I've got 8 x machines with this spec:
- ThreadRipper 2990WX + DeepCool 240mm CPU cooler (4 x hi-speed fans on the radiator)
- MSI X399 SLI Plus Motherboard (Bios A.70, latest at time of writing)
- G.Skill Aegis 4 Memory 64GB (4 x 64GB Modules) - F4-3000-C16-16GISB
- nVidia GeForce 1030 GPU - Driver 184.108.40.2061 (Latest at time of writing)
- Sandisk SSDA480G SSD (480GB 2.5" SATA) - Latest Firmware
- FSP Hydro G 850W Power Supply
- Win 10 Pro x64 Build 1809
These machines are used for rendering 3D visualization simulations. This is a CPU heavy task. The software we use is 3D Studio Max with a range of plugins and add-ons (v-ray, corona etc)
Unfortunately as soon as the render kicks off, some of the 8 machines will crash withing 10-15 minutes. If I wait long enough (48 hours), the rest of the machines will crash also. None of the machines are stable, like the Intel i7 4770Ks they replaced - those would run for weeks at 100% CPU happily.

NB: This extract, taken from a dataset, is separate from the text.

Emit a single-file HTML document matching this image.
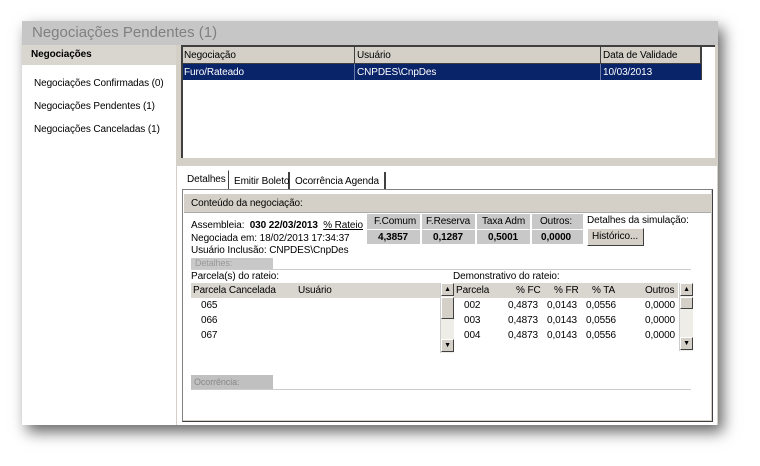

When I say "Crash", I mean the screen goes black, no image to screen. Keyboard numlock doesn't work. Even the power or reset buttons don't work - I have to physically remove the power cord and re-plug it in. There is no bluescreen or anything. It just stops working. The event log simply shows that the previous shutdown at <time> was not unexpected.
Things I have tried so far:
- Latest drivers, bioses and firmware versions for the SSD
- Reinstalled windows & drivers
- Run sfc and dism to check that the system files aren't damaged
- Checked temperatures to ensure the CPU/GPU arent overheating (it isn't).
- Run synthetic benchmarks like IntelBurnTest and Memtest86.
- Physically relocated the affected machines to another office to see if this is an environmental issue (didn't help).
During synthetic benchmarking the system will sometimes crash, other times remain stable for 48+ hours.
What is going on here? All 8 machines are doing this.